YORK artist Gill Douglas and London artist and printmaker Anita Klein attended last Saturday's opening of The Christmas Collection exhibition at Pyramid Gallery, York.

Anita and Gill were on hand during the afternoon at the Stonegate gallery where their work is on show in both upstairs galleries.

The Christmas Collection combines "affordable, sometimes quirky" gifts with serious art, glassware and ceramics, plus handmade jewellery by more than 50 British designer makers, with Anna Noel, Dinny Pocock and Paul Smith among the exhibitors.

York Press:

Treasures Darkness, watercolour, by Gill Douglas

Gill Douglas, who was born in Newcastle, worked variously as a secretary and a social worker before completely changing direction at the age of 27.

After five years at art college, she qualified with a diploma in theatre design at Nottingham in 1976 and came to York to work as a designer for the Theatre Royal for a year.
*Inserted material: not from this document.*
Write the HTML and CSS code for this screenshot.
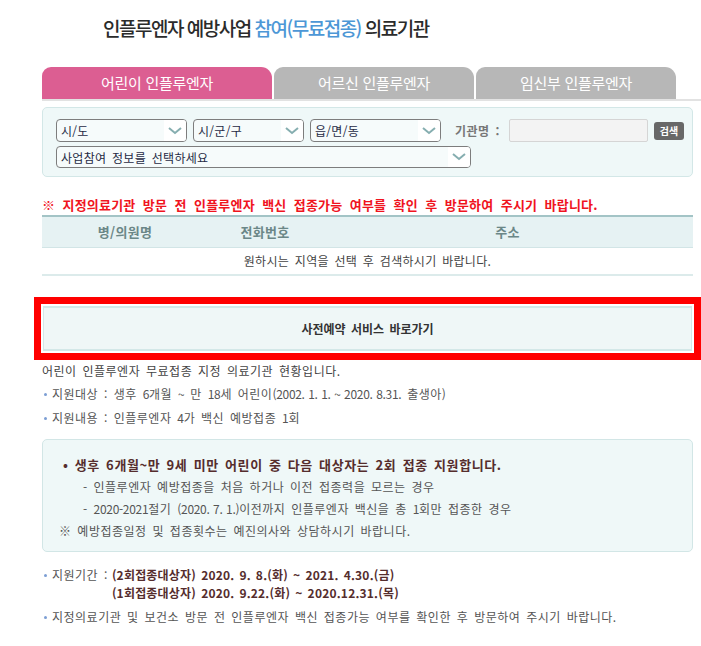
FILE: index.html
```html
<!DOCTYPE html>
<html lang="ko">
<head>
    <meta charset="UTF-8">
    <meta name="viewport" content="width=device-width, initial-scale=1.0">
    <title>인플루엔자 예방사업 참여 의료기관</title>
    <link rel="stylesheet" href="styles.css">
</head>
<body>
    <div class="page">
        <!-- Title -->
        <h1 class="page-title">인플루엔자 예방사업 <span class="accent">참여(무료접종)</span> 의료기관</h1>

        <!-- Tabs -->
        <div class="tabs">
            <div class="tab tab-active">어린이 인플루엔자</div>
            <div class="tab">어르신 인플루엔자</div>
            <div class="tab">임신부 인플루엔자</div>
        </div>

        <!-- Search -->
        <div class="search-box">
            <div class="search-row">
                <div class="select sel-sido"><span>시/도</span><i class="arrow"><svg width="14" height="8" viewBox="0 0 14 8"><path d="M1 1l6 5 6-5" fill="none" stroke="#86aeb0" stroke-width="2"/></svg></i></div>
                <div class="select sel-gugun"><span>시/군/구</span><i class="arrow"><svg width="14" height="8" viewBox="0 0 14 8"><path d="M1 1l6 5 6-5" fill="none" stroke="#86aeb0" stroke-width="2"/></svg></i></div>
                <div class="select sel-dong"><span>읍/면/동</span><i class="arrow"><svg width="14" height="8" viewBox="0 0 14 8"><path d="M1 1l6 5 6-5" fill="none" stroke="#86aeb0" stroke-width="2"/></svg></i></div>
                <label class="name-label">기관명 :</label>
                <div class="name-input"></div>
                <button class="search-btn">검색</button>
            </div>
            <div class="search-row">
                <div class="select sel-type"><span>사업참여 정보를 선택하세요</span><i class="arrow"><svg width="14" height="8" viewBox="0 0 14 8"><path d="M1 1l6 5 6-5" fill="none" stroke="#86aeb0" stroke-width="2"/></svg></i></div>
            </div>
        </div>

        <p class="warning">※ 지정의료기관 방문 전 인플루엔자 백신 접종가능 여부를 확인 후 방문하여 주시기 바랍니다.</p>

        <!-- Result table -->
        <table class="result-table">
            <thead>
                <tr>
                    <th class="col-name">병/의원명</th>
                    <th class="col-tel">전화번호</th>
                    <th>주소</th>
                </tr>
            </thead>
            <tbody>
                <tr>
                    <td colspan="3">원하시는 지역을 선택 후 검색하시기 바랍니다.</td>
                </tr>
            </tbody>
        </table>

        <!-- Reservation link -->
        <div class="highlight">
            <a class="reserve-btn" href="#">사전예약 서비스 바로가기</a>
        </div>

        <p class="intro">어린이 인플루엔자 무료접종 지정 의료기관 현황입니다.</p>
        <ul class="dot-list">
            <li>지원대상 : 생후 <span class="num">6</span>개월 <span class="num">~</span> 만 <span class="num">18</span>세 어린이<span class="num">(2002. 1. 1. ~ 2020. 8.31.</span> 출생아)</li>
            <li>지원내용 : 인플루엔자 <span class="num">4</span>가 백신 예방접종 <span class="num">1</span>회</li>
        </ul>

        <div class="info-box">
            <p class="info-title">• 생후 6개월~만 9세 미만 어린이 중 다음 대상자는 2회 접종 지원합니다.</p>
            <p class="info-sub">- 인플루엔자 예방접종을 처음 하거나 이전 접종력을 모르는 경우</p>
            <p class="info-sub">- <span class="num">2020-2021</span>절기 <span class="num">(2020. 7. 1.)</span>이전까지 인플루엔자 백신을 총 <span class="num">1</span>회만 접종한 경우</p>
            <p class="info-note">※ 예방접종일정 및 접종횟수는 예진의사와 상담하시기 바랍니다.</p>
        </div>

        <ul class="dot-list period-list">
            <li class="period">
                <span class="period-label">지원기간 :</span>
                <span class="period-dates">
                    <b>(2회접종대상자) 2020. 9. 8.(화) ~ 2021. 4.30.(금)</b>
                    <b>(1회접종대상자) 2020. 9.22.(화) ~ 2020.12.31.(목)</b>
                </span>
            </li>
            <li>지정의료기관 및 보건소 방문 전 인플루엔자 백신 접종가능 여부를 확인한 후 방문하여 주시기 바랍니다.</li>
        </ul>
    </div>
</body>
</html>
```

FILE: styles.css
```css
/* Reset */
* {
    margin: 0;
    padding: 0;
    box-sizing: border-box;
    font-family: "Noto Sans CJK KR", "Noto Sans", sans-serif;
}

body {
    background: #ffffff;
    color: #555;
    font-size: 12px;
    letter-spacing: 0.5px;
    word-spacing: 2px;
}

.page {
    width: 701px;
    padding: 0 8px 0 42px;
}

/* digits are narrower than hangul in the original font */
.num {
    letter-spacing: -0.3px;
    word-spacing: 0.5px;
}

/* Title */
.page-title {
    padding: 14px 0 0 61px;
    height: 67px;
    font-size: 19px;
    line-height: 28px;
    font-weight: 500;
    letter-spacing: -1.5px;
    word-spacing: 0;
    color: #2b2b2b;
}

.page-title .accent {
    color: #4d97d6;
}

/* Tabs */
.tabs {
    display: flex;
    gap: 2px;
    margin-right: -8px;
    border-bottom: 2px solid #e2e2e2;
}

.tab {
    width: 200px;
    height: 32px;
    line-height: 32px;
    text-align: center;
    font-size: 15px;
    color: #fff;
    background: #b7b7b7;
    border-radius: 9px 11px 0 0;
    letter-spacing: -0.3px;
    word-spacing: 0;
}

.tab-active {
    width: 230px;
    background: #dc5e92;
}

/* Search box */
.search-box {
    margin-top: 6px;
    height: 70px;
    padding: 11px 13px 0;
    background: #eff8f8;
    border: 1px solid #d3e7e7;
    border-radius: 5px;
    display: flex;
    flex-direction: column;
    gap: 4px;
}

.search-row {
    display: flex;
    align-items: center;
}

.search-row > * {
    flex-shrink: 0;
}

.select {
    display: flex;
    align-items: center;
    height: 23px;
    border: 1px solid #7d7d7d;
    border-radius: 4px;
    background: #f6fbfb;
    color: #1f2a44;
    font-size: 12px;
    letter-spacing: 0.3px;
    margin-right: 6px;
    overflow: hidden;
}

.select span {
    flex: 1;
    padding-left: 4px;
}

.select .arrow {
    width: 22px;
    height: 100%;
    background: #fff;
    display: flex;
    align-items: center;
    justify-content: center;
}

.sel-sido { width: 131px; }
.sel-gugun { width: 111px; }
.sel-dong { width: 131px; }
.sel-type { width: 415px; height: 22px; }

.name-label {
    width: 48px;
    margin-left: 8px;
    margin-right: 6px;
    white-space: nowrap;
    font-size: 12px;
    font-weight: bold;
    color: #777;
    letter-spacing: 0.5px;
    word-spacing: 2px;
}

.name-input {
    width: 139px;
    height: 23px;
    background: #f3f3f3;
    border: 1px solid #d5d5d5;
    border-radius: 2px;
}

.search-btn {
    margin-left: 6px;
    width: 30px;
    height: 18px;
    border: none;
    border-radius: 3px;
    background: #686868;
    color: #fff;
    font-size: 10px;
    font-weight: bold;
    letter-spacing: 0;
}

/* Warning */
.warning {
    margin-top: 18px;
    line-height: 20px;
    font-size: 13px;
    font-weight: bold;
    color: #f0141e;
    word-spacing: 3.5px;
    letter-spacing: 0.2px;
}

/* Table */
.result-table {
    width: 100%;
    border-collapse: collapse;
}

.result-table th {
    height: 31px;
    background: #e6f2f3;
    border-top: 2px solid #a3c4c6;
    border-bottom: 1px solid #d2e5e6;
    font-size: 13px;
    color: #6b8787;
    font-weight: bold;
    letter-spacing: 0.3px;
}

.result-table .col-name { width: 166px; }
.result-table .col-tel { width: 114px; }

.result-table td {
    height: 28px;
    text-align: center;
    font-size: 12px;
    color: #444;
    border-bottom: 2px solid #dcebeb;
    letter-spacing: 0.3px;
}

/* Reservation link */
.highlight {
    margin: 21px -8px 0 -8px;
    border: 7px solid #ff0000;
    padding: 2px;
    background: #fff;
}

.reserve-btn {
    display: block;
    height: 45px;
    line-height: 41px;
    text-align: center;
    background: #eff7f7;
    border: 1px solid #d3e8e8;
    border-width: 2px 1px;
    color: #333;
    font-size: 12px;
    font-weight: bold;
    text-decoration: none;
    letter-spacing: 0;
    word-spacing: 2px;
}

/* Intro + lists */
.intro {
    line-height: 22px;
    color: #444;
}

.dot-list {
    list-style: none;
}

.dot-list li {
    position: relative;
    padding-left: 10px;
    line-height: 24px;
    color: #555;
}

.dot-list li::before {
    content: "";
    position: absolute;
    left: 2px;
    top: 11px;
    width: 3px;
    height: 3px;
    border-radius: 50%;
    background: #7c9ed4;
}

/* Info box */
.info-box {
    margin-top: 9px;
    padding: 14px 16px 9px;
    background: #eff8f8;
    border: 1px solid #d2e6e6;
    border-radius: 5px;
}

.info-box p {
    line-height: 22px;
}

.info-title {
    padding-left: 4px;
    font-weight: bold;
    font-size: 13px;
    color: #552d2d;
    letter-spacing: 0.6px;
    word-spacing: 2px;
}

.info-sub {
    padding-left: 24px;
    color: #555;
}

.info-note {
    color: #555;
}

/* Period */
.period-list {
    margin-top: 14px;
}

.period-list li {
    line-height: 18px;
}

.period-list li + li {
    margin-top: 6px;
}

.period-list li::before {
    top: 8px;
}

.period {
    display: flex;
}

.period-label {
    margin-right: 4px;
}

.period-dates {
    display: flex;
    flex-direction: column;
}

.period-dates b {
    color: #552d2d;
    font-size: 12px;
    letter-spacing: 0.2px;
    word-spacing: 1.5px;
}
```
A period of freelance designing followed and in 1989, after a lengthy time of illness, she began to paint again and started working full-time as an artist and theatre designer. By 1998 she was solely painting; in 2004 she began studying for a diploma in printmaking part-time at York College. Now, having bought her own printing press, she works as a painter and printmaker from The Lighthouse, her studio and home, high above the bustling street life of Petergate.

York Press:

Felt Wren Bobbin sculpture by Dinny Pocock

Anita Klein studied at Chelsea and the Slade Schools of Art. She is a fellow and past president of the Royal Society of Painter Printmakers and her work is in many private and public collections in Europe, the United States and Australia, including Arts Council England and the British Museum. She now divides her time between studios in London and Anghiari, Italy.
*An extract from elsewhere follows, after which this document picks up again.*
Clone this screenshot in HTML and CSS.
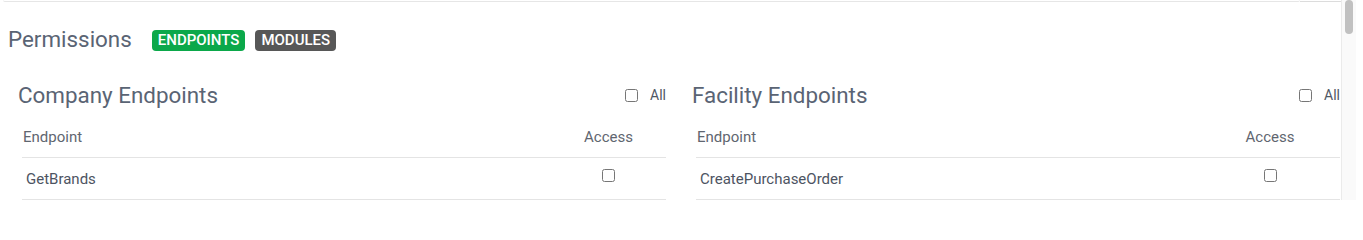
FILE: index.html
```
<!DOCTYPE html>
<html lang="en">
<head>
<meta charset="utf-8">
<title>Permissions</title>
<link rel="stylesheet" href="styles.css">
</head>
<body>
<div class="frame">
  <div class="viewport">
    <div class="topedge">
      <div class="card-bottom"></div>
      <div class="side-bottom"></div>
    </div>
    <div class="title-row">
      <h2 class="title">Permissions</h2>
      <span class="badge badge-green">ENDPOINTS</span>
      <span class="badge badge-dark">MODULES</span>
    </div>
    <div class="columns">
      <section class="col">
        <div class="col-head">
          <h3 class="col-title">Company Endpoints</h3>
          <label class="all"><input type="checkbox" class="cb"><span>All</span></label>
        </div>
        <table class="grid">
          <thead>
            <tr><th class="c-name">Endpoint</th><th class="c-access">Access</th></tr>
          </thead>
          <tbody>
            <tr><td class="c-name">GetBrands</td><td class="c-access"><input type="checkbox" class="cb"></td></tr>
          </tbody>
        </table>
      </section>
      <section class="col">
        <div class="col-head">
          <h3 class="col-title">Facility Endpoints</h3>
          <label class="all"><input type="checkbox" class="cb"><span>All</span></label>
        </div>
        <table class="grid grid-wide">
          <thead>
            <tr><th class="c-name">Endpoint</th><th class="c-access">Access</th></tr>
          </thead>
          <tbody>
            <tr><td class="c-name">CreatePurchaseOrder</td><td class="c-access"><input type="checkbox" class="cb"></td></tr>
          </tbody>
        </table>
      </section>
    </div>
  </div>
  <div class="scrollbar"><div class="thumb"></div></div>
</div>
</body>
</html>
```
FILE: styles.css
```
* { box-sizing: border-box; }
html, body { margin: 0; padding: 0; background: #fff; }
body { font-family: Roboto, "Liberation Sans", sans-serif; color: #5a6474; }

.frame { display: flex; width: 1356px; height: 200px; overflow: hidden; }
.viewport { width: 1341px; height: 200px; overflow: hidden; flex: none; }

.topedge { display: flex; height: 2px; }
.card-bottom { margin-left: 3px; width: 1297px; height: 2px; border-bottom: 1px solid #e6e6e6; border-radius: 0 0 3px 3px; }
.side-bottom { width: 41px; height: 2px; border-bottom: 1px solid #dcdcdc; }

.title-row { display: flex; align-items: center; margin-top: 24px; padding-left: 8px; height: 26px; }
.title { margin: 0; font-size: 22.4px; font-weight: 400; line-height: 26px; color: #5a6474; }
.badge { display: inline-block; height: 21px; line-height: 21px; padding: 0 6px; border-radius: 4px; color: #fff; font-size: 15px; font-weight: 500; margin-top: 3px; }
.badge-green { background: #0ba84a; margin-left: 20px; }
.badge-dark { background: #575757; margin-left: 10px; }

.columns { display: flex; width: 1348px; margin-left: 8px; margin-top: 31px; }
.col { width: 674px; flex: none; padding: 0 16px 0 14px; }
.col-head { display: flex; align-items: center; justify-content: space-between; height: 24px; margin-left: -4px; margin-bottom: 8px; }
.col-title { margin: 0; font-size: 22.4px; font-weight: 400; line-height: 24px; color: #5a6474; }
.all { display: flex; align-items: center; gap: 12px; font-size: 14px; color: #4f5765; }
.cb { width: 13px; height: 13px; margin: 0; }

.grid { width: 100%; border-collapse: collapse; font-size: 15px; }
.grid th { font-weight: 400; text-align: left; padding: 12px 1px 10px; line-height: 20px; color: #5f6670; border-bottom: 1px solid #e4e4e4; }
.grid td { height: 42px; padding: 0 4px; color: #4d5462; border-bottom: 1px solid #e4e4e4; vertical-align: middle; }
.grid .c-access { text-align: center; width: 115px; }
.grid td.c-access { padding-bottom: 3px; }
.grid-wide .c-access { width: 140px; }

.scrollbar { width: 15px; height: 200px; flex: none; border-left: 1px solid #ebebeb; background: #fafafa; padding: 0 3px; }
.thumb { width: 8px; height: 34px; border-radius: 4px; background: #c1c1c1; }
```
Gallery owner Terry Brett has been representing Klein for 23 years and has followed the evolution of her family through her work as an artist. "We both have two daughters of the same ages, and Anita records the minutiae of domestic and family life in her work that relate to my own circumstances," says Terry.

"Having been through the teenage years and the twenties with our kids, we're now both enjoying being grandparents – and it's all documented in Anita’s work, mostly as drypoint prints, but also as linocuts and paintings."

This year’s Christmas show also introduces new artists to Pyramid Gallery, not least Gloucester needlepoint felt artist Dinny Pocock, who uses felt to make small creatures and birds that she places on to domestic objects or toys. A felt wren sits atop an old hardback book about wrens, or a robin stands on a cotton reel, pulling at the thread; each piece has a narrative and each is skilfully made.

"Much of the work in this show can be seen or bought on the gallery website at pyramidgallery.com, but it's much more fun to visit our tiny shop on Stonegate and see the items displayed in the gallery," says Terry. "We think of the whole shop as a work of art and the displays change constantly, especially at this time of year when so many items are purchased and taken away every day."

The exhibition will run until January 10 and will be open daily from 10am to 5pm, except on Sundays, when the hours will be 11am to 4.30pm. Thursdays will have late-night opening until 8pm; Pyramid Gallery will be closed from 4pm on Christmas Eve to 11am on December 27 and on New Year's Day.